A BULL MARKET IN CHICKEN STOCKS

The LES DIY has called off their activities. I looked in vain for their table.

I missed the volunteers at Ric’s Place, too. Between bird flu and Nina, I lost contact with a lot of people—friends, acquaintances, bands, artists, even job opportunities. I shared my home, my trust, my dreams with an angry mirage.

Fortunately, Ric is in very good spirits as he scours and paints his restaurant. I helped some and will attend his grand reopening in a few days. Ric’s getting great press for his humanitarian efforts. With luck, he’ll be out of debt by the time the second wave materializes.

I can’t wait to taste the truly excellent grub he will dish out!

I hope the LES DIYers are proud, happy, and resting. Can’t wait to see them again.

Sunday
Aug232009

Day 52: My Bloodthirsty Readers

I’m amazed at how many people wrote in to say I am lower than soot in a fireplace because I didn’t kill those yuppies. Fitch lost all respect for me. Sneeky looks away when I call him. Nina’s probably twitching in extrasensory disgust. Even some women say I should have tossed my glass in the girl’s face.

JIMMY STEWART KNEW HOW TO CHARM WOMEN THE HARD WAYI’m more the Jimmy Stewart type. Don’t forget who wins the lady in The Man Who Shot Liberty Valance.

I didn’t see much purpose in a fistfight. The president may feel safe from H5N1 in the White House, but I don’t fancy a night or two in jail. If the pandemic still flourishes anywhere in Manhattan, it would be in the Tombs, as we call the local hoosegow. It’s rumored that lots of prisoners caught the flu. The sorriest victims have to be those Mexicans they locked up in Arizona, then forgot to tend: two-thirds muerte.

 

Sunday
Aug232009

Day 53: A Personal Pandemic Postmortem 

I’m worried about Nina. She wears tension, needs to be coaxed out of it like a turtle from a shell that fits too tightly. The first few times I saw her get worked up, I reckoned she’d calm down after we settled things logically and lovingly. Forty-eight hours later, something else would rattle her. When she’s inclined to freak out, it’s like trying to stifle a geyser. And she hates to suffer alone.

Maybe I ran out of reassurance.

I think the prospect of fatherhood under those particular circumstances scared me numb. I was trying to be rational and responsible. I can get a little clinical in a crisis. I retreat to logic. It’s not the worst response, but it can seem cold.

Oh hell. What can you say when the woman you love would rather turn blue and die than spend another day with you? I hope she’s okay.

Monday
Aug242009

Day 54: Advice From Beyond

My mysterious emailer has come up with a cogent explanation of Nina’s behavior. She writes that Nina might have felt she caught the flu through some exposure I’d consider unacceptable. She could have been seeing someone who had it or hanging out somewhere that turned out to contain the virus.

She felt guilty. She wanted to cover it up, get rid of the illness, the symptoms, as soon as possible.
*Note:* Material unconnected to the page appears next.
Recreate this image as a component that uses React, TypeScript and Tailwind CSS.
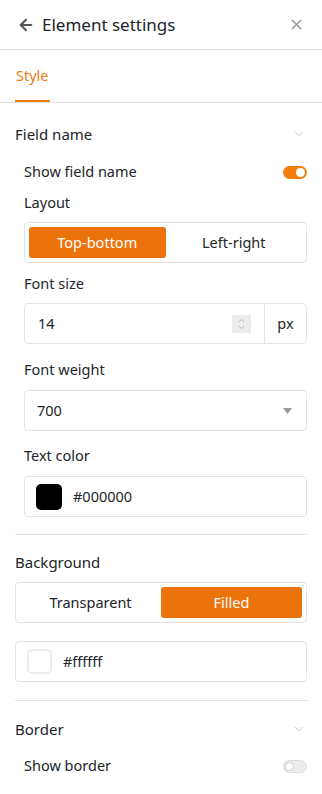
import { ArrowLeft, X, ChevronDown, ChevronUp } from 'lucide-react';

function Toggle({ on }: { on: boolean }) {
  if (on) {
    return (
      <div className="relative h-[13px] w-[24px] rounded-full bg-[#f47d0a]">
        <div className="absolute right-[2px] top-[2px] h-[9px] w-[9px] rounded-full bg-white" />
      </div>
    );
  }
  return (
    <div className="relative h-[13px] w-[24px] rounded-full border border-[#dcdcdc] bg-[#ececec]">
      <div className="absolute left-[1px] top-[1px] h-[9px] w-[9px] rounded-full border border-[#cfcfcf] bg-white" />
    </div>
  );
}

function SectionHeader({ title }: { title: string }) {
  return (
    <div className="flex h-[20px] items-center justify-between">
      <span className="text-[15px] text-[#212529]">{title}</span>
      <ChevronDown size={14} strokeWidth={1.3} className="mr-[1px] text-[#b5b5b5]" />
    </div>
  );
}

function Segmented({ options, active }: { options: string[]; active: number }) {
  return (
    <div className="flex h-[41px] rounded-[4px] border border-[#e3e3e8] p-[4px]">
      {options.map((o, i) => (
        <div
          key={o}
          className={
            i === active
              ? 'flex flex-1 items-center justify-center rounded-[3px] bg-[#ec730b] text-[14.5px] text-white'
              : 'flex flex-1 items-center justify-center text-[14.5px] text-[#212529]'
          }
        >
          {o}
        </div>
      ))}
    </div>
  );
}

function ColorInput({ value, white }: { value: string; white?: boolean }) {
  return (
    <div className="flex h-[41px] items-center rounded-[4px] border border-[#e3e3e8] pl-[11px]">
      {white ? (
        <div className="h-[25px] w-[25px] rounded-[5px] border-2 border-[#ececec] bg-white" />
      ) : (
        <div className="h-[26px] w-[26px] rounded-[5px] bg-black" />
      )}
      <span className="ml-[11px] text-[14.5px] text-[#212529]">{value}</span>
    </div>
  );
}

export default function App() {
  return (
    <div className="h-[794px] w-[322px] overflow-hidden bg-white font-['Noto_Sans',sans-serif] text-[#212529]">
      <div className="flex h-[50px] items-center border-b border-[#e3e3e3] pl-[17px] pr-[17px]">
        <ArrowLeft size={18} strokeWidth={2.8} className="text-[#555]" />
        <span className="ml-[7px] text-[17px] text-[#212529]">Element settings</span>
        <X size={17} strokeWidth={2.2} className="ml-auto text-[#9a9a9a]" />
      </div>

      <div className="flex h-[53px] border-b border-[#e3e3e3] px-[15px]">
        <div className="flex flex-col justify-center border-b-2 border-[#f47d0a] px-[1px] pt-[2px] text-[14.5px] text-[#f07a10]">
          Style
        </div>
      </div>

      <div className="px-[15px]">
        <div className="pt-[21px]">
          <SectionHeader title="Field name" />
        </div>
        <div className="pl-[9px]">
          <div className="mt-[14px] flex h-[28px] items-center justify-between">
            <span className="text-[14.5px]">Show field name</span>
            <Toggle on />
          </div>
          <div className="mt-[7px] flex h-[20px] items-center text-[14.5px]">Layout</div>
          <div className="mt-[9px]">
            <Segmented options={['Top-bottom', 'Left-right']} active={0} />
          </div>
          <div className="mt-[11px] flex h-[20px] items-center text-[14.5px]">Font size</div>
          <div className="mt-[9px] flex h-[41px] rounded-[4px] border border-[#e3e3e8]">
            <div className="flex flex-1 items-center pl-[13px] pr-[13px]">
              <span className="text-[14.5px]">14</span>
              <div className="ml-auto flex h-[18px] w-[19px] flex-col items-center justify-center bg-[#ececec]">
                <ChevronUp size={9} strokeWidth={1.6} className="-mb-[1px] text-[#9a9a9a]" />
                <ChevronDown size={9} strokeWidth={1.6} className="-mt-[1px] text-[#9a9a9a]" />
              </div>
            </div>
            <div className="flex w-[42px] items-center justify-center border-l border-[#e3e3e8] text-[14.5px]">
              px
            </div>
          </div>
          <div className="mt-[16px] flex h-[20px] items-center text-[14.5px]">Font weight</div>
          <div className="mt-[10px] flex h-[41px] items-center rounded-[4px] border border-[#e3e3e8] pl-[12px] pr-[14px]">
            <span className="text-[14.5px]">700</span>
            <svg width="9" height="6" viewBox="0 0 9 6" className="ml-auto">
              <path d="M0 0 L9 0 L4.5 6 Z" fill="#9b9b9b" />
            </svg>
          </div>
          <div className="mt-[15px] flex h-[20px] items-center text-[14.5px]">Text color</div>
          <div className="mt-[10px]">
            <ColorInput value="#000000" />
          </div>
        </div>

        <div className="mt-[17px] h-px bg-[#e3e3e3]" />

        <div className="mt-[17px] flex h-[20px] items-center text-[15px]">Background</div>
        <div className="mt-[10px]">
          <Segmented options={['Transparent', 'Filled']} active={1} />
        </div>
        <div className="mt-[18px]">
          <ColorInput value="#ffffff" white />
        </div>

        <div className="mt-[18px] h-px bg-[#e3e3e3]" />

        <div className="mt-[18px]">
          <SectionHeader title="Border" />
        </div>
        <div className="pl-[9px]">
          <div className="mt-[13px] flex h-[28px] items-center justify-between">
            <span className="text-[14.5px]">Show border</span>
            <Toggle on={false} />
          </div>
        </div>
      </div>
    </div>
  );
}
She wanted to take control. So she raided my Relenza.

To spare me from her presumed viral particles, she decontaminated everything in my apartment and banned me from interacting with her—from sleeping, touching, even from entering my once and future bedroom. Sneeky could’ve caught it from her, of course, but she couldn’t think of—or manage—everything. Ultimately she evicted him, too.

Even her use of an N95 mask makes sense in that light. They protect others from the wearer. I thought she was trying to protect herself from me, which would require one of my masks. On the other hand, she seemed pretty sure I had given it to her after catching it from some vixen, so nothing really makes sense.

In any event, thank you for your thoughtful letter. (Please send the text of your appeal; I’ll post it if it seems suitably broad in scope, as opposed to a local notice.)